━━━━━ RAW DATA

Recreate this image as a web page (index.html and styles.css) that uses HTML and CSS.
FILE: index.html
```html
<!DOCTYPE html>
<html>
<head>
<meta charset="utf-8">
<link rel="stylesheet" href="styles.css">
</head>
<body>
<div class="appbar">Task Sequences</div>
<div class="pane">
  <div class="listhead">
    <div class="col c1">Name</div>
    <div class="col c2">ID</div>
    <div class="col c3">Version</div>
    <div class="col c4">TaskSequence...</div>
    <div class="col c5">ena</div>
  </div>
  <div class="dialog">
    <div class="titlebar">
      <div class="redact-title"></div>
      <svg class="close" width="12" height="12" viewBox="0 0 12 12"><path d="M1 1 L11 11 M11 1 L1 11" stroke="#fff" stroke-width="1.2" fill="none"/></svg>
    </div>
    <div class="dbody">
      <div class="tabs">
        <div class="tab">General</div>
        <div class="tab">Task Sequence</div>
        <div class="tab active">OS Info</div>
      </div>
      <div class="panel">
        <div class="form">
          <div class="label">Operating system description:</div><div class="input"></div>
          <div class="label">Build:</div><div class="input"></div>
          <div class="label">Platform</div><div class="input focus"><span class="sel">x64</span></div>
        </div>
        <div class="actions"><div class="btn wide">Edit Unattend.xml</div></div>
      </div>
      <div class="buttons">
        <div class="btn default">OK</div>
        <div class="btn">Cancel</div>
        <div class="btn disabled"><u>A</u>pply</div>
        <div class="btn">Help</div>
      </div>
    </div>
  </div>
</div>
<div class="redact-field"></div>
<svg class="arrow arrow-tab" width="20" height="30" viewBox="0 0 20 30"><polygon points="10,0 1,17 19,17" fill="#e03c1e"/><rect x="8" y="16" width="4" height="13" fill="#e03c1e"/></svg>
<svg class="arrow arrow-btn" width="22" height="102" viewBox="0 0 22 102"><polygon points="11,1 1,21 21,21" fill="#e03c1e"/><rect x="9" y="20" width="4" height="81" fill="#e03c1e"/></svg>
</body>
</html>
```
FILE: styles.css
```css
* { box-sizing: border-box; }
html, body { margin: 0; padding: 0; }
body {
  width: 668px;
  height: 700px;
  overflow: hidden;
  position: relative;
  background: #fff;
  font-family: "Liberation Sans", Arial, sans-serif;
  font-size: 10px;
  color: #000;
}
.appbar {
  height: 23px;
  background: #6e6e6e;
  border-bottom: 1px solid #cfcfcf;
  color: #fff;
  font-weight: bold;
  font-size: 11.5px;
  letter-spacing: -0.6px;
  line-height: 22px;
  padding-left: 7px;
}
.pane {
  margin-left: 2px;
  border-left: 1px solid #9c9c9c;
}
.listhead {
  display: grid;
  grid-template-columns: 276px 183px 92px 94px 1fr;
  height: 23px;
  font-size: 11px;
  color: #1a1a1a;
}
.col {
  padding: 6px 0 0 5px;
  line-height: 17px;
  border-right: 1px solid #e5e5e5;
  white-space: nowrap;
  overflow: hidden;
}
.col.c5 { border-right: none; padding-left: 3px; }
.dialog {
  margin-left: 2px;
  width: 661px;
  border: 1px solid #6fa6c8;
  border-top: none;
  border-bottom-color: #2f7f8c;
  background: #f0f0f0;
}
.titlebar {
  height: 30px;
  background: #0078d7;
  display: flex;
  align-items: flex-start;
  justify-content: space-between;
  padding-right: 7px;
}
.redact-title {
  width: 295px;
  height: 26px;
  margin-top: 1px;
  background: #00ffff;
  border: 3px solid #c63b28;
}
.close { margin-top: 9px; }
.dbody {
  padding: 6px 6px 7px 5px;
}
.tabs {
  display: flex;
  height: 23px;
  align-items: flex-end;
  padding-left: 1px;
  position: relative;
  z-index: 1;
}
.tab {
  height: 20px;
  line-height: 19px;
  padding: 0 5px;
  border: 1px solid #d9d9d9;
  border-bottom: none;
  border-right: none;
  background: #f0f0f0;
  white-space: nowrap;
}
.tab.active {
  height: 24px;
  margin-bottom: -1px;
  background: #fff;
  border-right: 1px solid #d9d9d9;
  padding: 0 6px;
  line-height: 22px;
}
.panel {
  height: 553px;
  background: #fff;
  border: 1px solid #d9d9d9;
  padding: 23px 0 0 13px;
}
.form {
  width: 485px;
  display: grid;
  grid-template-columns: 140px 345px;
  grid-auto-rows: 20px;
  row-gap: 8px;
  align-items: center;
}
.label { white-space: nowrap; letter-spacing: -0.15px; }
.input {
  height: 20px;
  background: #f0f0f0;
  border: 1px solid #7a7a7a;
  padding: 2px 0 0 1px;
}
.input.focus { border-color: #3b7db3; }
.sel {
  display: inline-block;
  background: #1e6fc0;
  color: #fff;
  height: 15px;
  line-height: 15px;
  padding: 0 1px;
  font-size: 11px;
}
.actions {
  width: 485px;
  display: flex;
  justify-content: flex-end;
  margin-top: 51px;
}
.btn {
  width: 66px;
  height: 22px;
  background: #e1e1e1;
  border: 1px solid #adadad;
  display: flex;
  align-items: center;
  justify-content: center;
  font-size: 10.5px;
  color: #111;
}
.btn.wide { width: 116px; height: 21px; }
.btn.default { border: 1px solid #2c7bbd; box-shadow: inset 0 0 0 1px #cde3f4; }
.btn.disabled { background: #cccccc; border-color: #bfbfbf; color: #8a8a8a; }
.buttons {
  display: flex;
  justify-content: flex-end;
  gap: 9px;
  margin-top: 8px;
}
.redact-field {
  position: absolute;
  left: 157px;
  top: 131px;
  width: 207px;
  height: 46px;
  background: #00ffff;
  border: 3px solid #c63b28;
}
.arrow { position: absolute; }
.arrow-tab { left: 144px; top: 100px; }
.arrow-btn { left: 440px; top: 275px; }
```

━━━━━━━━━━

▸ WHAT IS EXPECTED: The lines above should be duplicated exactly.

▸ ANSWER TO THE PROBLEM:
Recreate this image as a web page (index.html and styles.css) that uses HTML and CSS.
FILE: index.html
```html
<!DOCTYPE html>
<html>
<head>
<meta charset="utf-8">
<link rel="stylesheet" href="styles.css">
</head>
<body>
<div class="appbar">Task Sequences</div>
<div class="pane">
  <div class="listhead">
    <div class="col c1">Name</div>
    <div class="col c2">ID</div>
    <div class="col c3">Version</div>
    <div class="col c4">TaskSequence...</div>
    <div class="col c5">ena</div>
  </div>
  <div class="dialog">
    <div class="titlebar">
      <div class="redact-title"></div>
      <svg class="close" width="12" height="12" viewBox="0 0 12 12"><path d="M1 1 L11 11 M11 1 L1 11" stroke="#fff" stroke-width="1.2" fill="none"/></svg>
    </div>
    <div class="dbody">
      <div class="tabs">
        <div class="tab">General</div>
        <div class="tab">Task Sequence</div>
        <div class="tab active">OS Info</div>
      </div>
      <div class="panel">
        <div class="form">
          <div class="label">Operating system description:</div><div class="input"></div>
          <div class="label">Build:</div><div class="input"></div>
          <div class="label">Platform</div><div class="input focus"><span class="sel">x64</span></div>
        </div>
        <div class="actions"><div class="btn wide">Edit Unattend.xml</div></div>
      </div>
      <div class="buttons">
        <div class="btn default">OK</div>
        <div class="btn">Cancel</div>
        <div class="btn disabled"><u>A</u>pply</div>
        <div class="btn">Help</div>
      </div>
    </div>
  </div>
</div>
<div class="redact-field"></div>
<svg class="arrow arrow-tab" width="20" height="30" viewBox="0 0 20 30"><polygon points="10,0 1,17 19,17" fill="#e03c1e"/><rect x="8" y="16" width="4" height="13" fill="#e03c1e"/></svg>
<svg class="arrow arrow-btn" width="22" height="102" viewBox="0 0 22 102"><polygon points="11,1 1,21 21,21" fill="#e03c1e"/><rect x="9" y="20" width="4" height="81" fill="#e03c1e"/></svg>
</body>
</html>
```
FILE: styles.css
```css
* { box-sizing: border-box; }
html, body { margin: 0; padding: 0; }
body {
  width: 668px;
  height: 700px;
  overflow: hidden;
  position: relative;
  background: #fff;
  font-family: "Liberation Sans", Arial, sans-serif;
  font-size: 10px;
  color: #000;
}
.appbar {
  height: 23px;
  background: #6e6e6e;
  border-bottom: 1px solid #cfcfcf;
  color: #fff;
  font-weight: bold;
  font-size: 11.5px;
  letter-spacing: -0.6px;
  line-height: 22px;
  padding-left: 7px;
}
.pane {
  margin-left: 2px;
  border-left: 1px solid #9c9c9c;
}
.listhead {
  display: grid;
  grid-template-columns: 276px 183px 92px 94px 1fr;
  height: 23px;
  font-size: 11px;
  color: #1a1a1a;
}
.col {
  padding: 6px 0 0 5px;
  line-height: 17px;
  border-right: 1px solid #e5e5e5;
  white-space: nowrap;
  overflow: hidden;
}
.col.c5 { border-right: none; padding-left: 3px; }
.dialog {
  margin-left: 2px;
  width: 661px;
  border: 1px solid #6fa6c8;
  border-top: none;
  border-bottom-color: #2f7f8c;
  background: #f0f0f0;
}
.titlebar {
  height: 30px;
  background: #0078d7;
  display: flex;
  align-items: flex-start;
  justify-content: space-between;
  padding-right: 7px;
}
.redact-title {
  width: 295px;
  height: 26px;
  margin-top: 1px;
  background: #00ffff;
  border: 3px solid #c63b28;
}
.close { margin-top: 9px; }
.dbody {
  padding: 6px 6px 7px 5px;
}
.tabs {
  display: flex;
  height: 23px;
  align-items: flex-end;
  padding-left: 1px;
  position: relative;
  z-index: 1;
}
.tab {
  height: 20px;
  line-height: 19px;
  padding: 0 5px;
  border: 1px solid #d9d9d9;
  border-bottom: none;
  border-right: none;
  background: #f0f0f0;
  white-space: nowrap;
}
.tab.active {
  height: 24px;
  margin-bottom: -1px;
  background: #fff;
  border-right: 1px solid #d9d9d9;
  padding: 0 6px;
  line-height: 22px;
}
.panel {
  height: 553px;
  background: #fff;
  border: 1px solid #d9d9d9;
  padding: 23px 0 0 13px;
}
.form {
  width: 485px;
  display: grid;
  grid-template-columns: 140px 345px;
  grid-auto-rows: 20px;
  row-gap: 8px;
  align-items: center;
}
.label { white-space: nowrap; letter-spacing: -0.15px; }
.input {
  height: 20px;
  background: #f0f0f0;
  border: 1px solid #7a7a7a;
  padding: 2px 0 0 1px;
}
.input.focus { border-color: #3b7db3; }
.sel {
  display: inline-block;
  background: #1e6fc0;
  color: #fff;
  height: 15px;
  line-height: 15px;
  padding: 0 1px;
  font-size: 11px;
}
.actions {
  width: 485px;
  display: flex;
  justify-content: flex-end;
  margin-top: 51px;
}
.btn {
  width: 66px;
  height: 22px;
  background: #e1e1e1;
  border: 1px solid #adadad;
  display: flex;
  align-items: center;
  justify-content: center;
  font-size: 10.5px;
  color: #111;
}
.btn.wide { width: 116px; height: 21px; }
.btn.default { border: 1px solid #2c7bbd; box-shadow: inset 0 0 0 1px #cde3f4; }
.btn.disabled { background: #cccccc; border-color: #bfbfbf; color: #8a8a8a; }
.buttons {
  display: flex;
  justify-content: flex-end;
  gap: 9px;
  margin-top: 8px;
}
.redact-field {
  position: absolute;
  left: 157px;
  top: 131px;
  width: 207px;
  height: 46px;
  background: #00ffff;
  border: 3px solid #c63b28;
}
.arrow { position: absolute; }
.arrow-tab { left: 144px; top: 100px; }
.arrow-btn { left: 440px; top: 275px; }
```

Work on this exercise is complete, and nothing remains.